Federica D’Alessandra is the British Academy Global Innovation Fellow with the Global Order and Institutions Program at the Carnegie Endowment for International Peace. At Carnegie, her primary areas of research focus are great power competition and its implications for multilateralism, the future of transatlantic relations and of American internationalism, and international law and policy issues relating to human protection, prevention, and accountability. She is particularly interested in the effects of great power rivalry on international peace and security, its architecture and the international laws and norms anchoring it; the international security challenges posed by what she conceptualizes as Great Power Perpetrators (D’Alessandra, 2024); and the role of values, normative leadership, and other expressions of productive power as tools of statecraft in contemporary great power dynamics.
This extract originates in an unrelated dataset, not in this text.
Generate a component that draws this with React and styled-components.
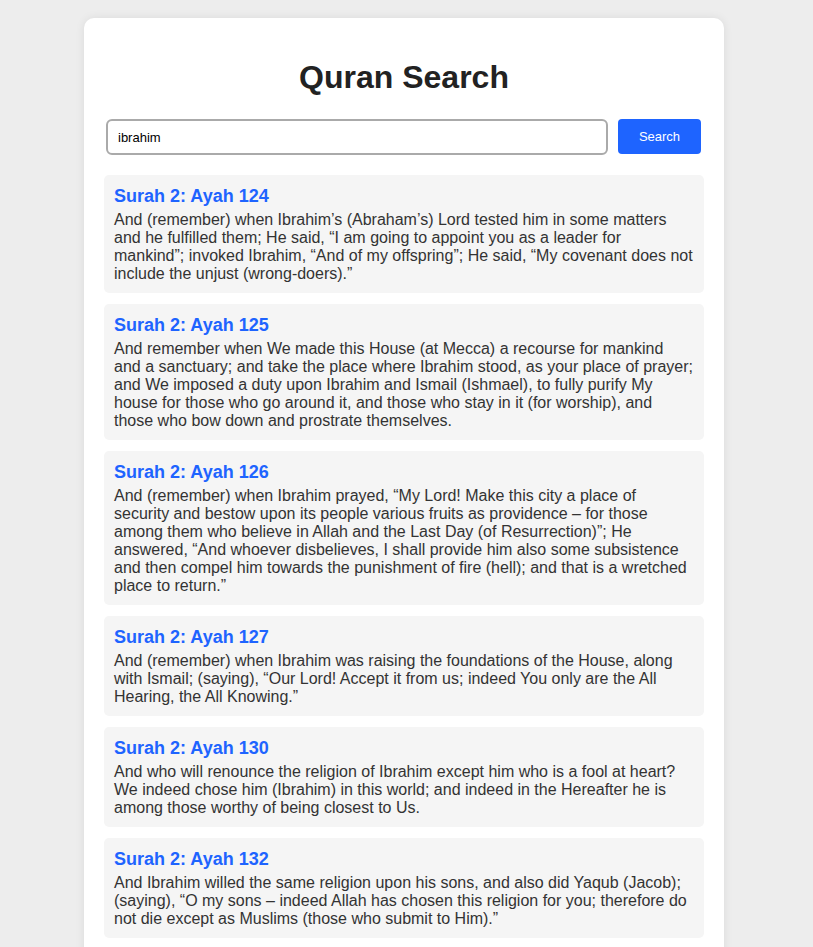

An international law and public policy specialist, she regularly publishes and advises governmental and inter-state debates, including in relation to treaty negotiations and amendments, on topics ranging from international aggression, use of force, international humanitarian and international criminal law, as well as broader developments in public international law and global criminal justice. She regularly also briefs (and, upon request, provides targeted advice) to government agencies (chiefly but not exclusively in the United States and United Kingdom, as well as international organizations as relevant) on strategic planning and policy implementation (particularly in relation to civilian protection and atrocity prevention strategies, alongside substantive law issues), and has provided expert evidence to a number of UK parliamentary inquiries (Foreign Affairs and International Development Committees in the House of Commons, and International Relations and Defence Committee in the House of Lords).

Federica regularly participates in diplomatic conferences and professional and industry gatherings. Including, most recently, as Master of Ceremony for the Defense Track of the Warsaw Security Forum (2022-2024), co-chair of the International Bar Association Rule of Law Symposium (2019; 2022-2024) and War Crimes Specialist Conference (Hague Peace Palace, 2014-2019); and by regularly participating as both speaker and delegate to UN sessions (General Assembly, Security, and Human Rights Councils), the International Criminal Court Assembly of States Parties, and the Munich Security Conference and Paris Peace Forum, among others.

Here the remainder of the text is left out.